[WORK TO BE COMPLETED]: Using the data below, gather each line that includes the word "with".

[RECORDS SHOWN]:
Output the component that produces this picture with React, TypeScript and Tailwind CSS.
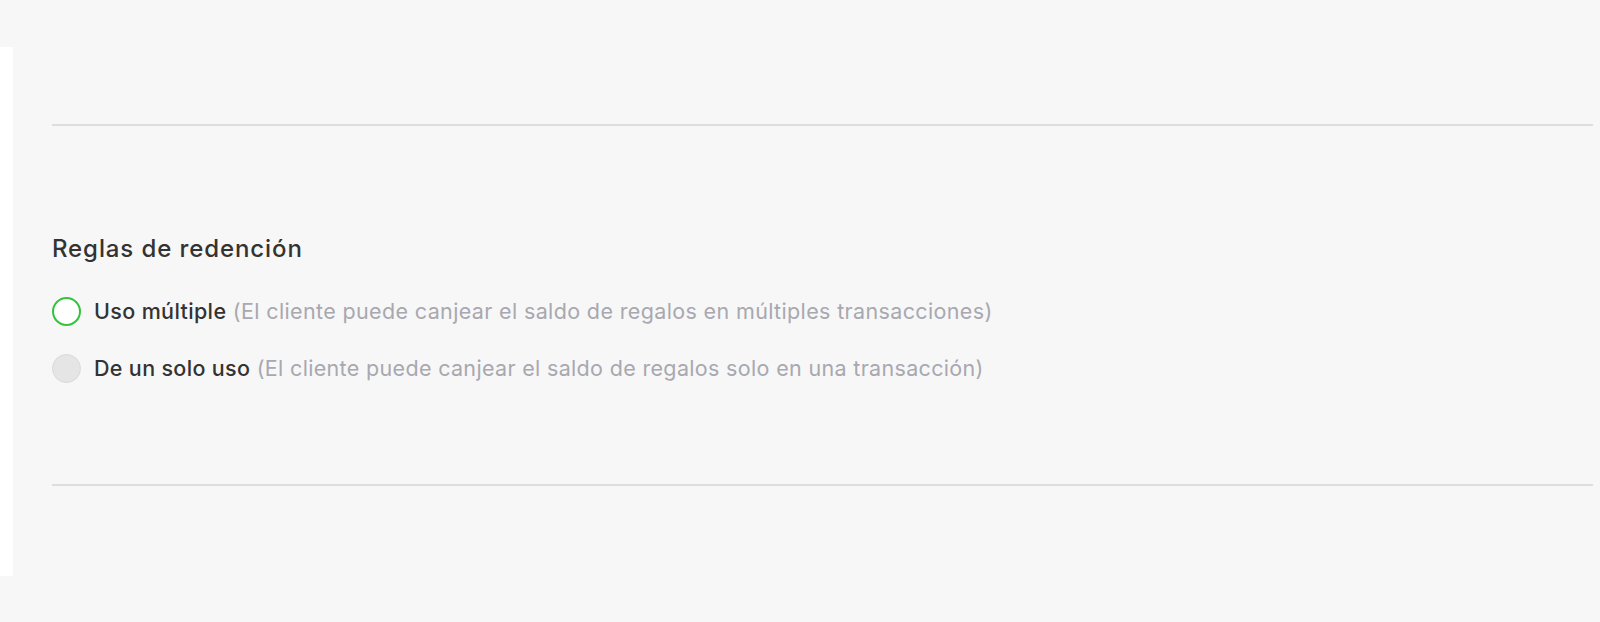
import React from "react";

export default function App() {
  return (
    <div className="w-[1600px] h-[622px] bg-[#f7f7f7] flex overflow-hidden" style={{ fontFamily: "Inter, 'Noto Sans', sans-serif" }}>
      <div className="mt-[47px] w-[13px] h-[529px] bg-white shrink-0" />
      <div className="flex-1 pl-[39px] pr-[7px] pt-[124px]">
        <div className="h-[2px] bg-[#dedede]" />
        <div className="pt-[108px] pb-[101px]">
          <h2 className="text-[24px] font-medium text-[#333333] leading-[30px] tracking-[0.9px]">Reglas de redención</h2>
          <div className="mt-[33px] flex flex-col gap-[28px]">
            <label className="flex items-center gap-[13px] h-[29px]">
              <span className="w-[29px] h-[29px] rounded-full border-[2.5px] border-[#33c43b] bg-white shrink-0" />
              <span className="text-[21.5px] leading-[29px] tracking-[0.36px] whitespace-nowrap">
                <span className="text-[#333333] font-medium">Uso múltiple</span>{" "}
                <span className="text-[#a8a8b0]">(El cliente puede canjear el saldo de regalos en múltiples transacciones)</span>
              </span>
            </label>
            <label className="flex items-center gap-[13px] h-[29px]">
              <span className="w-[29px] h-[29px] rounded-full border border-[#dadada] bg-[#e5e5e5] shrink-0" />
              <span className="text-[21.5px] leading-[29px] tracking-[0.33px] whitespace-nowrap">
                <span className="text-[#333333] font-medium">De un solo uso</span>{" "}
                <span className="text-[#a8a8b0]">(El cliente puede canjear el saldo de regalos solo en una transacción)</span>
              </span>
            </label>
          </div>
        </div>
        <div className="h-[2px] bg-[#dedede]" />
      </div>
    </div>
  );
}
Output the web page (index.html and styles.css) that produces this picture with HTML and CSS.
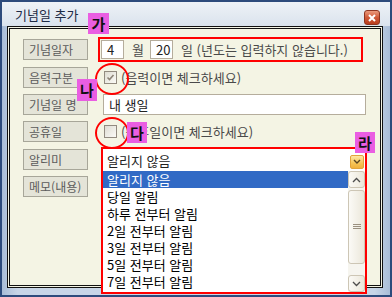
FILE: index.html
```html
<!DOCTYPE html>
<html lang="ko">
<head>
  <meta charset="UTF-8">
  <title>기념일 추가</title>
  <link rel="stylesheet" href="styles.css">
</head>
<body>
  <div class="window">
    <div class="titlebar">
      <span class="title">기념일 추가</span>
      <span class="close">
        <svg width="8" height="8" viewBox="0 0 8 8"><path d="M1 1 L7 7 M7 1 L1 7" stroke="#fff" stroke-width="2"/></svg>
      </span>
    </div>

    <div class="panel">
      <div class="row">
        <div class="label">기념일자</div>
        <div class="date-box">
          <span class="num">4</span>
          <span class="unit">월</span>
          <span class="num">20</span>
          <span class="unit">일 (년도는 입력하지 않습니다.)</span>
        </div>
      </div>

      <div class="row gap7">
        <div class="label">음력구분</div>
        <span class="check circled">
          <svg width="11" height="11" viewBox="0 0 11 11"><path d="M2.5 5.5 L4.5 7.5 L8.5 3" fill="none" stroke="#8c8377" stroke-width="1.6"/></svg>
        </span>
        <span class="hint">(음력이면 체크하세요)</span>
      </div>

      <div class="row">
        <div class="label">기념일 명</div>
        <div class="text-input">내 생일</div>
      </div>

      <div class="row">
        <div class="label">공휴일</div>
        <span class="check circled"></span>
        <span class="hint">(공휴일이면 체크하세요)</span>
      </div>

      <div class="row gap7 top">
        <div class="label">알리미</div>
        <div class="select-box">
          <div class="select">
            <span>알리지 않음</span>
            <span class="arrow">
              <svg width="8" height="6" viewBox="0 0 8 6"><path d="M1 1 L4 4 L7 1" fill="none" stroke="#5a4420" stroke-width="1.4"/></svg>
            </span>
          </div>
          <div class="list">
            <div class="items">
              <div class="item active">알리지 않음</div>
              <div class="item">당일 알림</div>
              <div class="item">하루 전부터 알림</div>
              <div class="item">2일 전부터 알림</div>
              <div class="item">3일 전부터 알림</div>
              <div class="item">5일 전부터 알림</div>
              <div class="item">7일 전부터 알림</div>
            </div>
            <div class="scrollbar">
              <span class="sbtn">
                <svg width="9" height="6" viewBox="0 0 9 6"><path d="M1 5 L4.5 1.5 L8 5" fill="none" stroke="#4d4d4d" stroke-width="1.3"/></svg>
              </span>
              <span class="thumb">
                <svg width="8" height="6" viewBox="0 0 8 6"><path d="M0 0.5 H8 M0 2.5 H8 M0 4.5 H8" stroke="#9a9080" stroke-width="1"/></svg>
              </span>
              <span class="track"></span>
              <span class="sbtn">
                <svg width="9" height="6" viewBox="0 0 9 6"><path d="M1 1 L4.5 4.5 L8 1" fill="none" stroke="#4d4d4d" stroke-width="1.3"/></svg>
              </span>
            </div>
          </div>
        </div>
      </div>

      <div class="row">
        <div class="label">메모(내용)</div>
      </div>
    </div>

    <span class="badge badge-ga">가</span>
    <span class="badge badge-na">나</span>
    <span class="badge badge-da">다</span>
    <span class="badge badge-ra">라</span>
  </div>
</body>
</html>
```

FILE: styles.css
```css
* {
  box-sizing: border-box;
}

body {
  margin: 0;
  font-family: "Noto Sans CJK KR", "Noto Sans", sans-serif;
  font-size: 13px;
  color: #222;
  background: #fff;
}

.window {
  position: relative;
  width: 392px;
  height: 297px;
  display: flex;
  flex-direction: column;
  padding: 0 7px 7px 5px;
  border: 2px solid #2d4b7c;
  background: linear-gradient(90deg, #a9bdd7, #c7d5e7 4%, #c7d5e7 96%, #a9bdd7);
}

.titlebar {
  height: 24px;
  margin: 0 -7px 0 -5px;
  padding: 0 10px 0 13px;
  display: flex;
  align-items: center;
  background: linear-gradient(#eef2f7, #dae3ed);
}

.title {
  font-size: 13px;
  line-height: 16px;
  color: #1e2b45;
  margin-top: 1px;
}

.close {
  margin-left: auto;
  align-self: flex-end;
  margin-bottom: 1px;
  width: 16px;
  height: 15px;
  display: flex;
  align-items: center;
  justify-content: center;
  border: 1px solid #8e3520;
  border-radius: 3px;
  background: linear-gradient(#eb9a7c, #d05a38 50%, #b93e1f);
}

.panel {
  flex: 1;
  padding: 10px 0 0 13px;
  border: 3px double #111;
  background: #f4f4e4;
}

.row {
  display: flex;
  align-items: center;
  height: 21px;
  margin-bottom: 6px;
}

.row.gap7 {
  margin-top: 7px;
  margin-bottom: 0;
}

.row.gap7 + .row {
  margin-top: 6px;
}

.row.top {
  align-items: flex-start;
}

.label {
  flex: none;
  width: 65px;
  height: 21px;
  margin-right: 15px;
  padding-left: 5px;
  border: 1px solid #a7a699;
  background: #e4e4d8;
  color: #5b5b5b;
  font-size: 12px;
  line-height: 19px;
  white-space: nowrap;
}

.date-box {
  display: flex;
  align-items: center;
  width: 265px;
  height: 25px;
  margin-left: -5px;
  padding-left: 1px;
  border: 2px solid #f00;
  color: #4a4a4a;
}

.num {
  width: 23px;
  height: 19px;
  padding-left: 5px;
  border: 1px solid #b5ad9c;
  background: #fff;
  color: #222;
  line-height: 17px;
}

.unit {
  margin: 0 6px 0 8px;
  white-space: nowrap;
}

.check {
  position: relative;
  width: 13px;
  height: 13px;
  margin-left: 1px;
  display: flex;
  align-items: center;
  justify-content: center;
  border: 1px solid #928b80;
  background: linear-gradient(135deg, #dedcd2, #fbfbf7);
}

.check.circled::after {
  content: "";
  position: absolute;
  left: -10px;
  top: -9px;
  width: 30px;
  height: 28px;
  border: 2px solid #f00;
  border-radius: 50%;
}

.hint {
  margin-left: 4px;
  color: #4a4a4a;
  white-space: nowrap;
}

.text-input {
  width: 263px;
  height: 21px;
  padding-left: 5px;
  border: 1px solid #b5ad9c;
  background: #fff;
  line-height: 19px;
}

.select-box {
  width: 266px;
  margin-top: -2px;
  margin-left: -2px;
  border: 2px solid #f00;
}

.select {
  height: 22px;
  display: flex;
  align-items: center;
  padding-left: 4px;
  background: #fff;
}

.arrow {
  margin-left: auto;
  margin-right: 1px;
  align-self: flex-end;
  margin-bottom: 2px;
  width: 14px;
  height: 14px;
  display: flex;
  align-items: center;
  justify-content: center;
  border: 1px solid #e2a43c;
  border-radius: 2px;
  background: linear-gradient(#fde9a6, #f6c456 60%, #f0b13c);
}

.list {
  display: flex;
  height: 121px;
  background: #fff;
}

.items {
  flex: 1;
}

.item {
  height: 17px;
  padding-left: 4px;
  line-height: 17px;
  color: #000;
  white-space: nowrap;
}

.item.active {
  background: #316ac5;
  color: #fff;
}

.scrollbar {
  width: 17px;
  display: flex;
  flex-direction: column;
  background: #f6f5ef;
}

.sbtn,
.thumb {
  display: flex;
  align-items: center;
  justify-content: center;
  border: 1px solid #cdc6b5;
  border-radius: 3px;
  background: linear-gradient(90deg, #fbfaf6, #ebe7da);
}

.sbtn {
  height: 17px;
}

.thumb {
  height: 74px;
  margin-top: 2px;
}

.track {
  flex: 1;
}

.badge {
  position: absolute;
  width: 21px;
  height: 21px;
  background: #ea5ee2;
  color: #111;
  font-size: 15px;
  font-weight: bold;
  line-height: 21px;
  text-align: center;
}

.badge-ga {
  left: 86px;
  top: 11px;
}

.badge-na {
  left: 75px;
  top: 77px;
  width: 20px;
  height: 22px;
}

.badge-da {
  left: 125px;
  top: 120px;
  width: 20px;
}

.badge-ra {
  left: 353px;
  top: 130px;
  width: 20px;
}
```
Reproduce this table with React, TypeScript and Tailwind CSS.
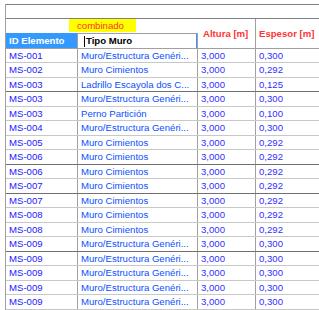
type Row = { id: string; tipo: string; altura: string; espesor: string; dark?: boolean };

const rows: Row[] = [
  { id: "MS-001", tipo: "Muro/Estructura Genéri...", altura: "3,000", espesor: "0,300" },
  { id: "MS-002", tipo: "Muro Cimientos", altura: "3,000", espesor: "0,292" },
  { id: "MS-003", tipo: "Ladrillo Escayola dos C...", altura: "3,000", espesor: "0,125", dark: true },
  { id: "MS-003", tipo: "Muro/Estructura Genéri...", altura: "3,000", espesor: "0,300" },
  { id: "MS-003", tipo: "Perno Partición", altura: "3,000", espesor: "0,100" },
  { id: "MS-004", tipo: "Muro/Estructura Genéri...", altura: "3,000", espesor: "0,300" },
  { id: "MS-005", tipo: "Muro Cimientos", altura: "3,000", espesor: "0,292" },
  { id: "MS-006", tipo: "Muro Cimientos", altura: "3,000", espesor: "0,292", dark: true },
  { id: "MS-006", tipo: "Muro Cimientos", altura: "3,000", espesor: "0,292" },
  { id: "MS-007", tipo: "Muro Cimientos", altura: "3,000", espesor: "0,292", dark: true },
  { id: "MS-007", tipo: "Muro Cimientos", altura: "3,000", espesor: "0,292" },
  { id: "MS-008", tipo: "Muro Cimientos", altura: "3,000", espesor: "0,292" },
  { id: "MS-008", tipo: "Muro Cimientos", altura: "3,000", espesor: "0,292" },
  { id: "MS-009", tipo: "Muro/Estructura Genéri...", altura: "3,000", espesor: "0,300", dark: true },
  { id: "MS-009", tipo: "Muro/Estructura Genéri...", altura: "3,000", espesor: "0,300" },
  { id: "MS-009", tipo: "Muro/Estructura Genéri...", altura: "3,000", espesor: "0,300" },
  { id: "MS-009", tipo: "Muro/Estructura Genéri...", altura: "3,000", espesor: "0,300" },
  { id: "MS-009", tipo: "Muro/Estructura Genéri...", altura: "3,000", espesor: "0,300" },
];

export default function App() {
  return (
    <div
      className="w-[319px] h-[310px] overflow-hidden bg-white pt-[4px] pl-[5px] text-[9.6px] leading-none"
      style={{ fontFamily: '"Liberation Sans", Arial, sans-serif' }}
    >
      <div className="w-[400px] border-l border-[#a0a0a0]">
        {/* blank title strip */}
        <div className="h-[15px] border-t border-b border-[#808080]" />

        {/* header block */}
        <div className="flex h-[30px] border-b border-[#a0a0a0]">
          <div className="flex w-[192px] flex-col">
            <div className="h-[14px] pl-[63px]">
              <div className="flex h-[13px] w-[67px] items-center bg-[#ffff00] pl-[8px] text-[#ff3030]">
                combinado
              </div>
            </div>
            <div className="flex h-[15px]">
              <div className="flex w-[72px] items-center border-r border-[#a0a0a0] bg-[#3399ff] pl-[3px] font-bold text-white">
                ID Elemento
              </div>
              <div className="w-[120px] border-r border-[#a0a0a0]">
                <div className="flex h-full items-center border-t border-r border-t-[#a0a0a0] border-r-[#3399ff] pl-[6px] font-bold text-black">
                  <span className="mr-[1px] h-[11px] w-[1px] bg-black" />
                  Tipo Muro
                </div>
              </div>
            </div>
          </div>
          <div className="flex w-[58px] items-center border-r border-[#a0a0a0] pl-[5px] font-bold text-[#ff3333]">
            Altura [m]
          </div>
          <div className="flex w-[70px] items-center border-r border-[#a0a0a0] pl-[3px] font-bold text-[#ff3333]">
            Espesor [m]
          </div>
        </div>

        {/* data rows */}
        {rows.map((r, i) => (
          <div
            key={i}
            className={
              "flex border-b " +
              (i % 2 === 0 ? "h-[14px] " : "h-[15px] ") +
              (r.dark ? "border-[#707070]" : "border-[#c8c8c8]")
            }
          >
            <div className="flex w-[72px] items-center border-r border-[#a0a0a0] pl-[3px] text-[#1a1aff]">
              {r.id}
            </div>
            <div className="flex w-[120px] items-center overflow-hidden whitespace-nowrap border-r border-[#a0a0a0] pl-[3px] text-[#0a50ff]">
              {r.tipo}
            </div>
            <div className="flex w-[58px] items-center border-r border-[#a0a0a0] pl-[3px] text-[#3030ff]">
              {r.altura}
            </div>
            <div className="flex w-[70px] items-center border-r border-[#a0a0a0] pl-[3px] text-[#3030ff]">
              {r.espesor}
            </div>
          </div>
        ))}
      </div>
    </div>
  );
}
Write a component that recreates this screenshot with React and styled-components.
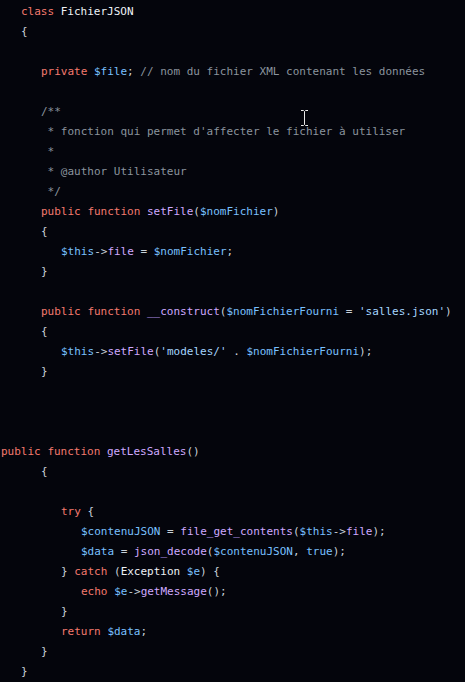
import React from "react";
import styled, { createGlobalStyle } from "styled-components";

const GlobalStyle = createGlobalStyle`
  html, body {
    margin: 0;
    padding: 0;
    background-color: #04050c;
  }
`;

const Page = styled.div`
  position: relative;
  width: 465px;
  height: 682px;
  overflow: hidden;
  background-color: #04050c;
`;

const Code = styled.pre`
  margin: 0;
  padding: 2px 0 0 1px;
  font-family: "DejaVu Sans Mono", "Liberation Mono", monospace;
  font-size: 11px;
  line-height: 20px;
  color: #c9d1d9;
  white-space: pre;
`;

const Line = styled.div`
  height: 20px;
  padding-left: ${(props) => (props.indent || 0) * 20}px;
`;

const Kw = styled.span`
  color: #f47a6e;
`;

const Var = styled.span`
  color: #79c0ff;
`;

const Fn = styled.span`
  color: #cfa9ff;
`;

const Str = styled.span`
  color: #a5d6ff;
`;

const Cm = styled.span`
  color: #8b949e;
`;

const Cls = styled.span`
  color: #eef2f7;
`;

const Cursor = styled.svg`
  position: absolute;
  left: 300px;
  top: 110px;
`;

const App = () => {
  return (
    <Page>
      <GlobalStyle />
      <Code>
        <Line indent={1}>
          <Kw>class</Kw> <Cls>FichierJSON</Cls>
        </Line>
        <Line indent={1}>{"{"}</Line>
        <Line />
        <Line indent={2}>
          <Kw>private</Kw> <Var>$file</Var>; <Cm>// nom du fichier XML contenant les données</Cm>
        </Line>
        <Line />
        <Line indent={2}>
          <Cm>/**</Cm>
        </Line>
        <Line indent={2}>
          <Cm> * fonction qui permet d'affecter le fichier à utiliser</Cm>
        </Line>
        <Line indent={2}>
          <Cm> *</Cm>
        </Line>
        <Line indent={2}>
          <Cm> * @author Utilisateur</Cm>
        </Line>
        <Line indent={2}>
          <Cm> */</Cm>
        </Line>
        <Line indent={2}>
          <Kw>public</Kw> <Kw>function</Kw> <Fn>setFile</Fn>(<Var>$nomFichier</Var>)
        </Line>
        <Line indent={2}>{"{"}</Line>
        <Line indent={3}>
          <Var>$this</Var>-&gt;<Fn>file</Fn> = <Var>$nomFichier</Var>;
        </Line>
        <Line indent={2}>{"}"}</Line>
        <Line />
        <Line indent={2}>
          <Kw>public</Kw> <Kw>function</Kw> <Fn>__construct</Fn>(
          <Var>$nomFichierFourni</Var> = <Str>'salles.json'</Str>)
        </Line>
        <Line indent={2}>{"{"}</Line>
        <Line indent={3}>
          <Var>$this</Var>-&gt;<Fn>setFile</Fn>(<Str>'modeles/'</Str> .{" "}
          <Var>$nomFichierFourni</Var>);
        </Line>
        <Line indent={2}>{"}"}</Line>
        <Line />
        <Line />
        <Line />
        <Line indent={0}>
          <Kw>public</Kw> <Kw>function</Kw> <Fn>getLesSalles</Fn>()
        </Line>
        <Line indent={2}>{"{"}</Line>
        <Line />
        <Line indent={3}>
          <Kw>try</Kw> {"{"}
        </Line>
        <Line indent={4}>
          <Var>$contenuJSON</Var> = <Fn>file_get_contents</Fn>(<Var>$this</Var>-&gt;
          <Fn>file</Fn>);
        </Line>
        <Line indent={4}>
          <Var>$data</Var> = <Fn>json_decode</Fn>(<Var>$contenuJSON</Var>,{" "}
          <Var>true</Var>);
        </Line>
        <Line indent={3}>
          {"} "}
          <Kw>catch</Kw> (<Cls>Exception</Cls> <Var>$e</Var>) {"{"}
        </Line>
        <Line indent={4}>
          <Kw>echo</Kw> <Var>$e</Var>-&gt;<Fn>getMessage</Fn>();
        </Line>
        <Line indent={3}>{"}"}</Line>
        <Line indent={3}>
          <Kw>return</Kw> <Var>$data</Var>;
        </Line>
        <Line indent={2}>{"}"}</Line>
        <Line indent={1}>{"}"}</Line>
      </Code>
      <Cursor width="9" height="16" viewBox="0 0 9 16">
        <path
          d="M1 0.5 H3.5 L4.5 1.5 L5.5 0.5 H8 M4.5 1.5 V14.5 M1 15.5 H3.5 L4.5 14.5 L5.5 15.5 H8"
          fill="none"
          stroke="#e8e8e8"
          strokeWidth="1"
        />
      </Cursor>
    </Page>
  );
};

export default App;
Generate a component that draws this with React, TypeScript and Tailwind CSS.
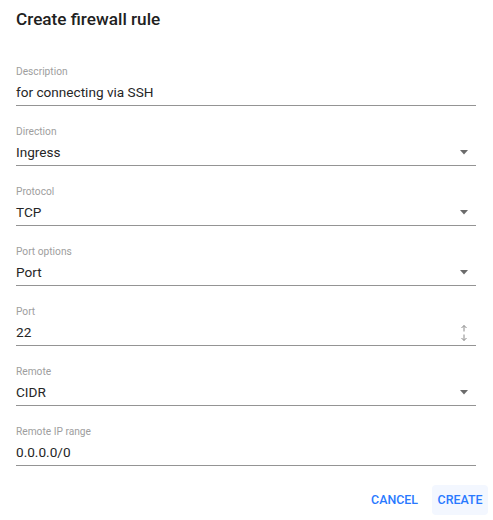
import React from 'react';

type Field = { label: string; value: string; kind: 'text' | 'select' | 'number' };

const FIELDS: Field[] = [
  { label: 'Description', value: 'for connecting via SSH', kind: 'text' },
  { label: 'Direction', value: 'Ingress', kind: 'select' },
  { label: 'Protocol', value: 'TCP', kind: 'select' },
  { label: 'Port options', value: 'Port', kind: 'select' },
  { label: 'Port', value: '22', kind: 'number' },
  { label: 'Remote', value: 'CIDR', kind: 'select' },
  { label: 'Remote IP range', value: '0.0.0.0/0', kind: 'text' },
];

function DropArrow() {
  return (
    <svg width="8" height="5" viewBox="0 0 8 5" className="shrink-0">
      <path d="M0 0h8L4 4.5z" fill="#6b6b6b" />
    </svg>
  );
}

function Spinner() {
  return (
    <svg width="8" height="18" viewBox="0 0 8 18" className="shrink-0">
      <g stroke="#8a8a8a" strokeWidth="1" fill="none">
        <path d="M4 1.5v6M1.5 4L4 1.5 6.5 4" />
        <path d="M4 10.5v6M1.5 14L4 16.5 6.5 14" />
      </g>
    </svg>
  );
}

function FormField({ field }: { field: Field }) {
  return (
    <div className="flex flex-col">
      <label className="text-[10.2px] leading-[14px] text-[#9e9e9e]">{field.label}</label>
      <div className="mt-[4px] flex h-[23px] items-center justify-between border-b border-[#949494] pb-[3px]">
        <span className="text-[13.6px] text-[#262626]">{field.value}</span>
        {field.kind === 'select' && <span className="mr-[8px]"><DropArrow /></span>}
        {field.kind === 'number' && <span className="mr-[8px]"><Spinner /></span>}
      </div>
    </div>
  );
}

export default function App() {
  return (
    <div className="h-[520px] w-[493px] bg-white font-['Roboto',sans-serif]">
      <div className="px-[16px] pt-[7px]">
        <h2 className="text-[17.2px] font-medium leading-[24px] text-[#212121]">Create firewall rule</h2>
      </div>
      <div className="mt-[34px] flex w-[476px] flex-col gap-[19px] pl-[16px]">
        {FIELDS.map(f => (
          <FormField key={f.label} field={f} />
        ))}
      </div>
      <div className="mt-[19px] flex justify-end gap-[8px] pr-[5px]">
        <button className="h-[30px] rounded px-[6px] text-[12.4px] font-medium text-[#2979ff]">CANCEL</button>
        <button className="h-[30px] w-[56px] rounded bg-[#f3f7ff] text-[12.4px] font-medium text-[#2979ff]">CREATE</button>
      </div>
    </div>
  );
}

[FINAL RESULT]:
Output the component that produces this picture with React, TypeScript and Tailwind CSS.
Output the web page (index.html and styles.css) that produces this picture with HTML and CSS.
Reproduce this table with React, TypeScript and Tailwind CSS.
Write a component that recreates this screenshot with React and styled-components.
Generate a component that draws this with React, TypeScript and Tailwind CSS.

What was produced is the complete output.